Requirement:
Pull every "index" line out of the data below.
* begin *
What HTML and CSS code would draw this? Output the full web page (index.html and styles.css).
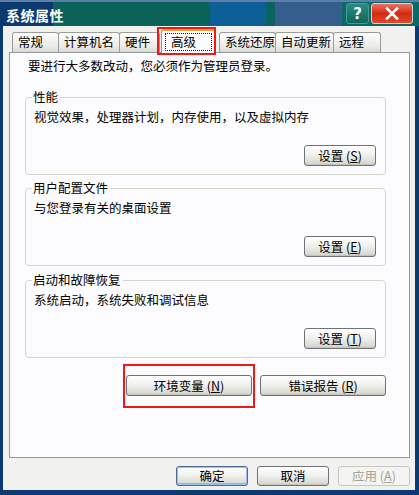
FILE: index.html
```html
<!DOCTYPE html>
<html lang="zh-CN">
<head>
<meta charset="utf-8">
<title>系统属性</title>
<link rel="stylesheet" href="styles.css">
</head>
<body>
<div class="window">
  <div class="titlebar">
    <span class="title">系统属性</span>
    <div class="tb-buttons">
      <div class="tb-btn help">?</div>
      <div class="tb-btn close">
        <svg width="14" height="13" viewBox="0 0 14 13"><path d="M2 1.5 L12 11.5 M12 1.5 L2 11.5" stroke="#fff" stroke-width="2.6" stroke-linecap="square"/></svg>
      </div>
    </div>
  </div>
  <div class="client">
    <div class="tabs">
      <div class="tab t1">常规</div>
      <div class="tab t2">计算机名</div>
      <div class="tab t3">硬件</div>
      <div class="tab selected"><span class="focus">高级</span><div class="mark mark-tab"></div></div>
      <div class="tab t5">系统还原</div>
      <div class="tab t6">自动更新</div>
      <div class="tab t7">远程</div>
    </div>
    <div class="panel">
      <p class="intro">要进行大多数改动，您必须作为管理员登录。</p>
      <div class="group">
        <span class="legend">性能</span>
        <p class="desc">视觉效果，处理器计划，内存使用，以及虚拟内存</p>
        <div class="group-actions"><button class="btn small">设置 (<u>S</u>)</button></div>
      </div>
      <div class="group">
        <span class="legend">用户配置文件</span>
        <p class="desc">与您登录有关的桌面设置</p>
        <div class="group-actions"><button class="btn small">设置 (<u>E</u>)</button></div>
      </div>
      <div class="group">
        <span class="legend">启动和故障恢复</span>
        <p class="desc">系统启动，系统失败和调试信息</p>
        <div class="group-actions"><button class="btn small">设置 (<u>T</u>)</button></div>
      </div>
      <div class="wide-row">
        <div class="marked"><button class="btn wide">环境变量 (<u>N</u>)</button><div class="mark mark-btn"></div></div>
        <button class="btn wide">错误报告 (<u>R</u>)</button>
      </div>
    </div>
    <div class="footer">
      <button class="btn foot default">确定</button>
      <button class="btn foot">取消</button>
      <button class="btn foot disabled">应用 (<u>A</u>)</button>
    </div>
  </div>
</div>
</body>
</html>
```

FILE: styles.css
```css
* { box-sizing: border-box; }
html, body { margin: 0; padding: 0; }
body {
  width: 419px;
  height: 495px;
  overflow: hidden;
  font-family: "Noto Sans CJK SC", "Noto Sans", sans-serif;
  font-size: 12px;
  color: #000;
  background: #0a2e62;
}
.window {
  width: 419px;
  height: 495px;
  display: flex;
  flex-direction: column;
  background: #0b3a72;
  padding: 0 4px 5px 3px;
}
.titlebar {
  height: 26px;
  flex: none;
  margin: 0 -4px 0 -3px;
  display: flex;
  align-items: center;
  justify-content: space-between;
  padding: 0 6px 0 6px;
  border-top: 2px solid #5b7fa8;
  background: linear-gradient(90deg,
    #0b3a70 0px, #0b3a70 53px,
    #0a6358 53px, #0a6358 210px,
    #0d5f98 210px, #0d5f98 266px,
    #0a6360 266px, #0a6360 275px,
    #335e8e 275px, #335e8e 342px,
    #0a6a66 342px, #0a6a66 419px);
}
.title {
  color: #fff;
  font-weight: bold;
  font-size: 14px;
  line-height: 16px;
  letter-spacing: 0.5px;
  margin-top: 1px;
}
.tb-buttons { display: flex; gap: 2px; align-items: center; margin-top: -1px; }
.tb-btn {
  height: 21px;
  border: 1px solid #c8d8e4;
  border-radius: 3px;
  display: flex;
  align-items: center;
  justify-content: center;
  color: #fff;
  font-family: "DejaVu Sans", sans-serif;
  font-weight: bold;
  font-size: 15px;
}
.help { width: 23px; background: linear-gradient(#2a8a84, #0d6860); border-color: #4c9a94; }
.close { width: 42px; background: linear-gradient(#f07060, #d42a10 50%, #e04a30); }
.client {
  flex: 1;
  background: #f1f1ef;
  padding: 3px 0 0 0;
  display: flex;
  flex-direction: column;
}
.tabs {
  display: flex;
  align-items: flex-end;
  height: 23px;
  flex: none;
  padding-left: 9px;
  position: relative;
  z-index: 2;
}
.tab {
  height: 20px;
  flex: none;
  white-space: nowrap;
  border: 1px solid #9a9c9a;
  border-bottom: none;
  border-radius: 3px 3px 0 0;
  background: linear-gradient(#ffffff, #ecebe6 70%, #dad9d2);
  padding: 0 0 0 5px;
  line-height: 18px;
  font-size: 12.5px;
  margin-right: -1px;
}
.t1 { width: 47px; }
.t2 { width: 62px; }
.t3 { width: 41px; }
.t5 { width: 57px; margin-left: 3px; }
.t6 { width: 59px; }
.t7 { width: 48px; }
.tab.selected {
  position: relative;
  height: 24px;
  width: 55px;
  margin: 0 0 -1px 2px;
  background: #fcfcfe;
  border-color: #919b9c;
  border-top: 2px solid #e7a33d;
  padding: 2px 3px 0 3px;
}
.focus {
  display: block;
  border: 1px dotted #222;
  line-height: 16px;
  padding-left: 5px;
}
.mark {
  position: absolute;
  border: 2px solid #f01818;
  pointer-events: none;
}
.mark-tab { left: -5px; top: -4px; width: 59px; height: 28px; }
.panel {
  height: 406px;
  flex: none;
  margin: 0 5px 0 6px;
  background: #fcfcfe;
  border: 1px solid #919b9c;
  padding: 6px 23px 0 15px;
  display: flex;
  flex-direction: column;
}
p { margin: 0; }
.intro { height: 14px; line-height: 14px; font-size: 12.5px; padding-left: 3px; margin-bottom: 24px; white-space: nowrap; flex: none; }
.group {
  position: relative;
  flex: none;
  height: 78px;
  border: 1px solid #d5d5cc;
  border-radius: 4px;
  padding: 12px 9px 0 8px;
  margin-bottom: 13px;
  display: flex;
  flex-direction: column;
}
.group:nth-of-type(2) { margin-bottom: 14px; }
.group:nth-of-type(3) { margin-bottom: 17px; }
.legend {
  position: absolute;
  left: 6px;
  top: -9px;
  background: #fcfcfe;
  padding: 0 2px 0 1px;
  line-height: 15px;
  font-size: 12.5px;
}
.desc { height: 14px; line-height: 14px; font-size: 12.5px; white-space: nowrap; }
.group-actions { display: flex; justify-content: flex-end; margin-top: 21px; }
.btn {
  font-family: "Noto Sans CJK SC", "Noto Sans", sans-serif;
  font-size: 12.5px;
  color: #000;
  height: 21px;
  line-height: 17px;
  padding: 0;
  border: 1px solid #6e737a;
  border-radius: 3px;
  background: linear-gradient(#ffffff, #f1f1ee 45%, #dcdcd6 85%, #cfcfc8);
  box-shadow: inset 0 -1px 0 #c4c4bc;
}
.btn u { text-decoration: underline; text-underline-offset: 1px; }
.small { width: 72px; }
.wide-row {
  display: flex;
  gap: 8px;
  justify-content: flex-end;
  flex: none;
}
.marked { position: relative; height: 21px; }
.wide { width: 126px; }
.mark-btn { left: -3px; top: -11px; width: 132px; height: 44px; }
.footer {
  display: flex;
  justify-content: flex-end;
  gap: 9px;
  padding: 8px 5px 0 0;
}
.foot { width: 72px; height: 20px; line-height: 16px; }
.default { border-color: #4a6b94; box-shadow: inset 0 0 0 1px #9ac2ee, inset 0 -2px 0 #8cb4e6; }
.disabled { color: #a4a49c; border-color: #c8c8c0; background: #f4f4f0; box-shadow: none; }
```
* end *
Written answer:
What HTML and CSS code would draw this? Output the full web page (index.html and styles.css).
FILE: index.html
  z-index: 2;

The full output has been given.